Х.Мольтке-Старший: «Вечный мир — это мечта и даже далеко не прекрасная; война же составляет необходимый элемент в жизни общества. В войне проявляются высшие добродетели человека, которые иначе дремлют и гаснут»;

Ф.Бернгарди: «Если мы желаем приобрести то положение, которое соответствует мощи нашего народа, то обязаны отказаться от всяких мирных утопий, рассчитывать только на силу нашего оружия и смело смотреть опасности в глаза».

В соответствии с подобным сверхоптимизмом и разрабатывались принципы военной стратегии и конкретные планы: и немецкие, и французские, и российские генштабисты исходили из необходимости и возможности если не единственного решающего сражения (все же нужно было считаться с огромным численным составом тогдашних армий, разворачивающихся при проведении мобилизации), то, во всяком случае, не более чем серии последовательных ударов, требующих в сумме от нескольких недель до нескольких месяцев активных боевых действий.

Что касается продолжительности каждого такого удара, то А. Шлиффен — идеолог и создатель германских планов, приведенных в действие летом 1914 года (умер в 1913 году, не дожив до краха собственных теорий), утверждал, что хотя при новых грандиозных масштабах боев решающая операция уже не может ограничиться одним-двумя днями, но при грамотном командовании никак не должна затянуться до двух недель, как это случилось под Мукденом в Русско-Японскую войну.

На самом деле, с учетом столкновений передовых отрядов, Мукденская битва прдолжалась даже три недели — но что такое три недели по сравнению с длительностью сражений Первой Мировой войны!

Наступление и только наступление — таким был девиз всех без исключения военных теоретиков.
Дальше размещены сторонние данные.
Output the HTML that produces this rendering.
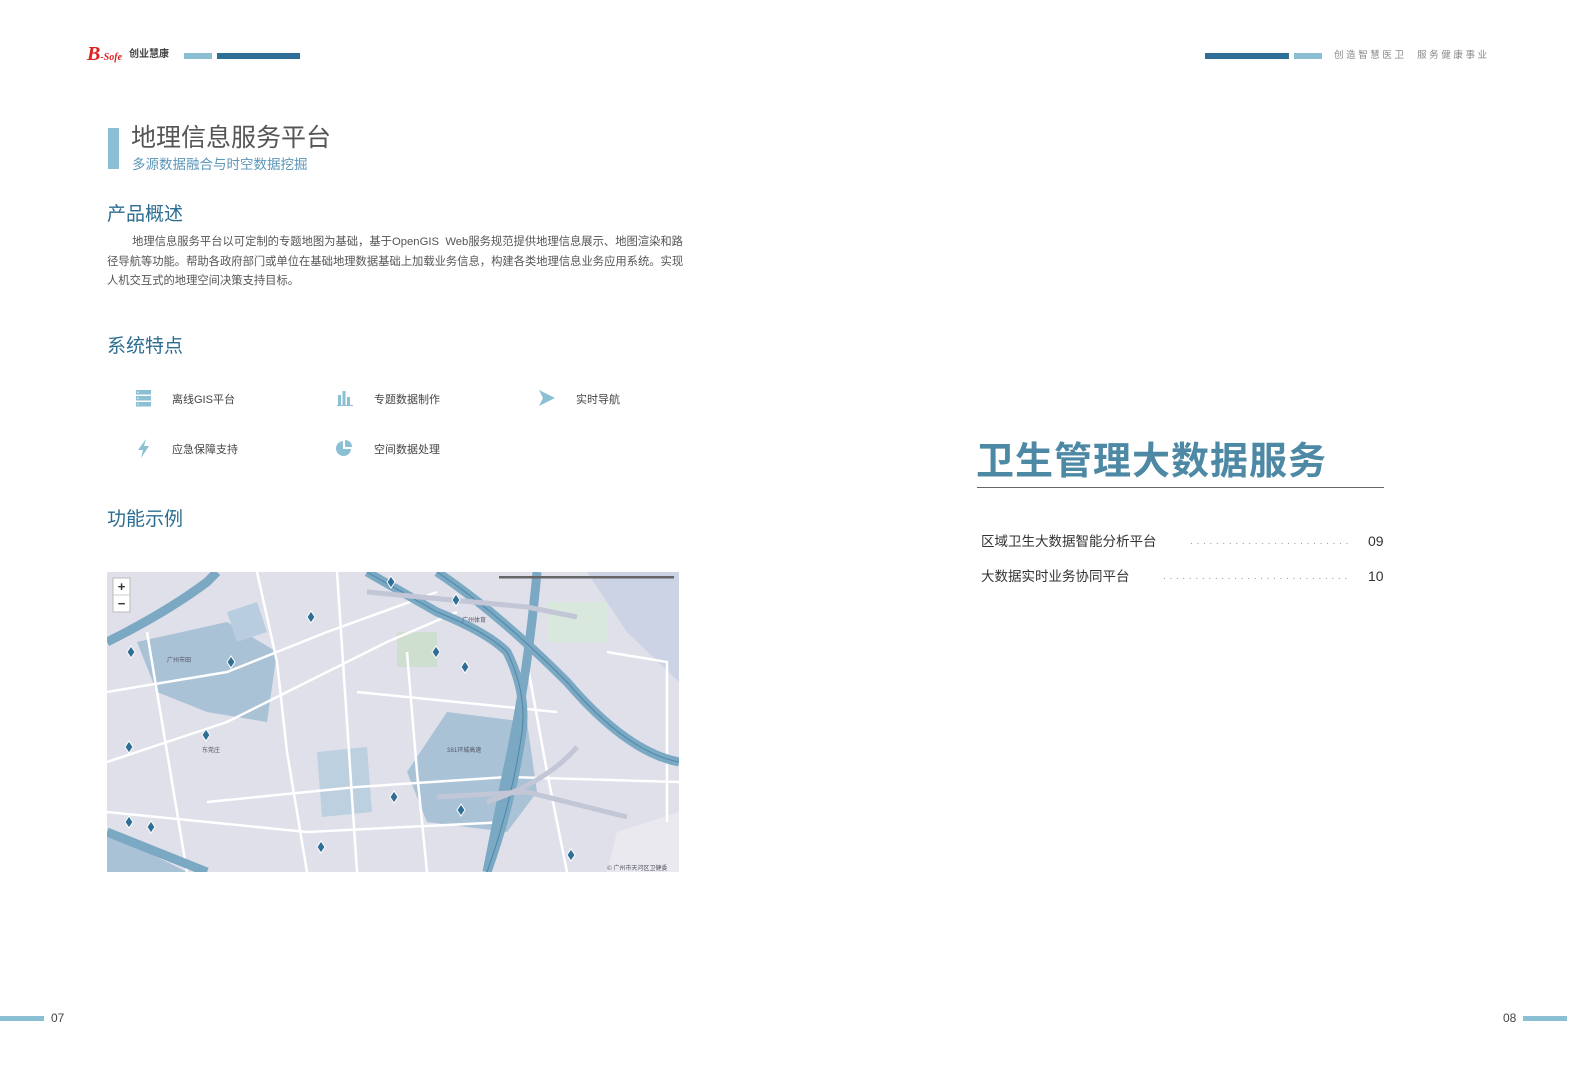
<!DOCTYPE html>
<html><head><meta charset="utf-8"><style>
*{margin:0;padding:0;box-sizing:border-box}
body{width:1587px;height:1084px;background:#fff;position:relative;overflow:hidden;font-family:"Liberation Sans","Noto Sans CJK SC",sans-serif;}
.a{position:absolute;white-space:nowrap}
.h2{font-size:19px;color:#2b6d90;line-height:22px}
.p{position:absolute;left:107px;top:233px;width:572px;font-size:11.3px;line-height:19.5px;color:#555;}
.p div{text-align:justify;text-align-last:justify;white-space:nowrap}
.p div.l{text-align-last:left}
.ft{font-size:11px;color:#444}
</style></head><body>
<!-- header left -->
<div class="a" style="left:87px;top:44px;font-family:'Liberation Serif',serif;font-style:italic;color:#d22;font-size:20px;font-weight:bold;line-height:20px">B<span style="font-size:10px">-Sofe</span></div>
<div class="a" style="left:129px;top:49px;font-size:10px;font-weight:bold;color:#444;line-height:12px">创业慧康</div>
<div class="a" style="left:184px;top:53px;width:28px;height:6px;background:#8bbfd4"></div>
<div class="a" style="left:217px;top:53px;width:83px;height:6px;background:#2f6f95"></div>
<!-- header right -->
<div class="a" style="left:1205px;top:53px;width:84px;height:6px;background:#2f6f95"></div>
<div class="a" style="left:1294px;top:53px;width:28px;height:6px;background:#8bbfd4"></div>
<div class="a" style="left:1334px;top:50px;font-size:9.5px;color:#888;letter-spacing:2.6px;line-height:12px">创造智慧医卫&nbsp;&nbsp;服务健康事业</div>

<!-- title -->
<div class="a" style="left:108px;top:128px;width:11px;height:41px;background:#8bbfd4"></div>
<div class="a" style="left:131px;top:123px;font-size:25px;color:#555;line-height:30px">地理信息服务平台</div>
<div class="a" style="left:132px;top:156px;font-size:13.5px;color:#5b95b8;line-height:17px">多源数据融合与时空数据挖掘</div>

<div class="a h2" style="left:107px;top:204px">产品概述</div>
<div class="p">
<div>&nbsp;&nbsp;&nbsp;&nbsp;&nbsp;&nbsp;&nbsp;&nbsp;地理信息服务平台以可定制的专题地图为基础，基于OpenGIS&nbsp;&nbsp;Web服务规范提供地理信息展示、地图渲染和路</div>
<div>径导航等功能。帮助各政府部门或单位在基础地理数据基础上加载业务信息，构建各类地理信息业务应用系统。实现</div>
<div class="l">人机交互式的地理空间决策支持目标。</div>
</div>

<div class="a h2" style="left:107px;top:336px">系统特点</div>
<!-- features -->
<svg class="a" style="left:136px;top:390px" width="16" height="17"><rect x="0" y="0" width="15" height="4.5" fill="#8bbfd4"/><rect x="0" y="6" width="15" height="4.5" fill="#8bbfd4"/><rect x="0" y="12" width="15" height="4.5" fill="#8bbfd4"/><circle cx="2" cy="2.2" r=".7" fill="#fff"/><circle cx="2" cy="8.2" r=".7" fill="#fff"/><circle cx="2" cy="14.2" r=".7" fill="#fff"/></svg>
<div class="a ft" style="left:172px;top:391px">离线GIS平台</div>
<svg class="a" style="left:337px;top:390px" width="16" height="16"><rect x="0" y="15" width="16" height="1" fill="#8bbfd4"/><rect x="1" y="5" width="3" height="10" fill="#8bbfd4"/><rect x="5.5" y="1" width="3" height="14" fill="#8bbfd4"/><rect x="10" y="7" width="3" height="8" fill="#8bbfd4"/></svg>
<div class="a ft" style="left:374px;top:391px">专题数据制作</div>
<svg class="a" style="left:539px;top:390px" width="17" height="17"><path d="M0 0 L16 8 L0 16 L4 8 Z" fill="#8bbfd4"/></svg>
<div class="a ft" style="left:576px;top:391px">实时导航</div>
<svg class="a" style="left:137px;top:439px" width="14" height="19"><path d="M9 0 L1 11 L6 11 L4 19 L12 7 L7 7 Z" fill="#8bbfd4"/></svg>
<div class="a ft" style="left:172px;top:441px">应急保障支持</div>
<svg class="a" style="left:336px;top:440px" width="18" height="17"><path d="M7 1 A7.5 7.5 0 1 0 15 9 L7 9 Z" fill="#8bbfd4"/><path d="M9 0 L9 7 L16 7 A7 7 0 0 0 9 0 Z" fill="#8bbfd4"/></svg>
<div class="a ft" style="left:374px;top:441px">空间数据处理</div>

<div class="a h2" style="left:107px;top:509px">功能示例</div>

<!-- map -->
<svg class="a" style="left:107px;top:572px" width="572" height="300" viewBox="0 0 572 300">
<rect width="572" height="300" fill="#dfe0ea"/>
<path d="M30 70 L120 50 L170 80 L160 150 L100 140 L50 120 Z" fill="#a9c2d6"/>
<path d="M120 40 L150 30 L160 60 L130 70 Z" fill="#b9cde0"/>
<path d="M340 140 L420 150 L430 220 L400 260 L320 250 L300 200 Z" fill="#a9c2d6"/>
<path d="M210 180 L260 175 L265 240 L215 245 Z" fill="#bcd0e0"/>
<path d="M290 60 L330 60 L330 95 L290 95 Z" fill="#cfdfcf"/>
<path d="M440 30 L500 30 L500 70 L440 70 Z" fill="#d9e8dc"/>
<path d="M480 0 L572 0 L572 110 L520 60 Z" fill="#ccd3e4"/>
<path d="M510 260 L572 240 L572 300 L500 300 Z" fill="#e9e9ef"/>
<path d="M0 300 L0 260 L60 290 L80 300 Z" fill="#a9c2d6"/>
<g fill="none" stroke="#fff" stroke-width="2.5">
<path d="M0 120 L120 100 L220 60 L330 20"/><path d="M0 190 L120 150 L200 110 L280 70 L350 40"/>
<path d="M150 0 L170 90 L180 180 L200 300"/><path d="M250 120 L350 130 L450 140"/>
<path d="M100 230 L250 215 L400 205 L572 210"/><path d="M300 80 L310 200 L320 300"/>
<path d="M420 90 L440 200 L460 300"/><path d="M40 60 L80 300"/><path d="M230 0 L250 300"/>
<path d="M500 80 L560 90 L560 250"/><path d="M0 240 L200 260 L400 250"/>
</g>
<g fill="none" stroke="#7ba8c2" stroke-width="9">
<path d="M0 70 Q60 40 100 10 L110 0"/>
<path d="M330 0 Q390 40 460 110 Q520 180 572 190"/>
<path d="M260 0 L330 40 Q380 60 400 80 Q420 120 415 160 Q405 230 380 300"/>
<path d="M430 0 Q420 110 400 200 L380 300"/>
<path d="M0 260 L100 300"/>
</g>
<g fill="none" stroke="#4d87a8" stroke-width="1"><path d="M330 0 Q390 40 460 110 Q520 180 572 190"/><path d="M260 0 L330 40 Q380 60 400 80 Q420 120 415 160 Q405 230 380 300"/></g>
<g fill="none" stroke="#c2c6d6" stroke-width="5"><path d="M260 20 L420 35 L470 45"/><path d="M330 225 L420 220 L520 245"/><path d="M380 230 Q440 210 470 175"/></g>
<rect x="392" y="4" width="175" height="2.5" fill="#666"/>
<rect x="6" y="6" width="17" height="34" fill="#fff" stroke="#bbb"/><line x1="6" y1="23" x2="23" y2="23" stroke="#ccc"/>
<text x="14.5" y="19" font-size="13" text-anchor="middle" fill="#333" font-weight="bold">+</text><text x="14.5" y="36" font-size="13" text-anchor="middle" fill="#333" font-weight="bold">−</text>
<g fill="#2f6f95" stroke="#fff" stroke-width="1">
<path d="M20 80 l4 -6 l4 6 l-4 6 z"/><path d="M120 90 l4 -6 l4 6 l-4 6 z"/><path d="M200 45 l4 -6 l4 6 l-4 6 z"/><path d="M325 80 l4 -6 l4 6 l-4 6 z"/><path d="M354 95 l4 -6 l4 6 l-4 6 z"/><path d="M95 163 l4 -6 l4 6 l-4 6 z"/><path d="M18 175 l4 -6 l4 6 l-4 6 z"/><path d="M283 225 l4 -6 l4 6 l-4 6 z"/><path d="M350 238 l4 -6 l4 6 l-4 6 z"/><path d="M40 255 l4 -6 l4 6 l-4 6 z"/><path d="M210 275 l4 -6 l4 6 l-4 6 z"/><path d="M460 283 l4 -6 l4 6 l-4 6 z"/><path d="M345 28 l4 -6 l4 6 l-4 6 z"/><path d="M280 10 l4 -6 l4 6 l-4 6 z"/><path d="M18 250 l4 -6 l4 6 l-4 6 z"/>
</g>
<g font-size="6" fill="#556" font-family="Noto Sans CJK SC,sans-serif"><text x="60" y="90">广州市田</text><text x="355" y="50">广州体育</text><text x="340" y="180">S81环城高速</text><text x="95" y="180">东莞庄</text><text x="500" y="298">© 广州市天河区卫健委</text></g>
</svg>

<!-- right page -->
<div class="a" style="left:976px;top:437px;font-size:38px;font-weight:bold;color:#4d88a5;letter-spacing:1px;line-height:50px">卫生管理大数据服务</div>
<div class="a" style="left:977px;top:487px;width:407px;height:1px;background:#666"></div>
<div class="a" style="left:981px;top:533px;font-size:13.5px;color:#333;line-height:17px">区域卫生大数据智能分析平台</div>
<div class="a" style="left:1190px;top:533px;font-size:10px;color:#999;letter-spacing:3.7px;line-height:17px">.........................</div>
<div class="a" style="left:1368px;top:533px;font-size:14px;color:#333;line-height:17px">09</div>
<div class="a" style="left:981px;top:568px;font-size:13.5px;color:#333;line-height:17px">大数据实时业务协同平台</div>
<div class="a" style="left:1163px;top:568px;font-size:10px;color:#999;letter-spacing:3.7px;line-height:17px">.............................</div>
<div class="a" style="left:1368px;top:568px;font-size:14px;color:#333;line-height:17px">10</div>

<!-- footer -->
<div class="a" style="left:0;top:1016px;width:44px;height:5px;background:#8bbfd4"></div>
<div class="a" style="left:51px;top:1011px;font-size:12px;color:#444">07</div>
<div class="a" style="left:1503px;top:1011px;font-size:12px;color:#444">08</div>
<div class="a" style="left:1523px;top:1016px;width:44px;height:5px;background:#8bbfd4"></div>
</body></html>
Оборона рассматривалась как исключительно временная мера, необходимая, например, для прикрытия каких-нибудь направлений в начальный период войны — пока не полностью развернуты собственные войска.

Немцкое командование рассчитывало в шесть, максимум — в восемь недель полностью покончить с Францией, а затем для завершения победоносной войны с Россией ему требовалось по плану всего два, три, максимум — четыре месяца. В любом варианте военные действия, стартовав в начале августа 1914 года, должны были победно завершиться с наступлением следующей зимы.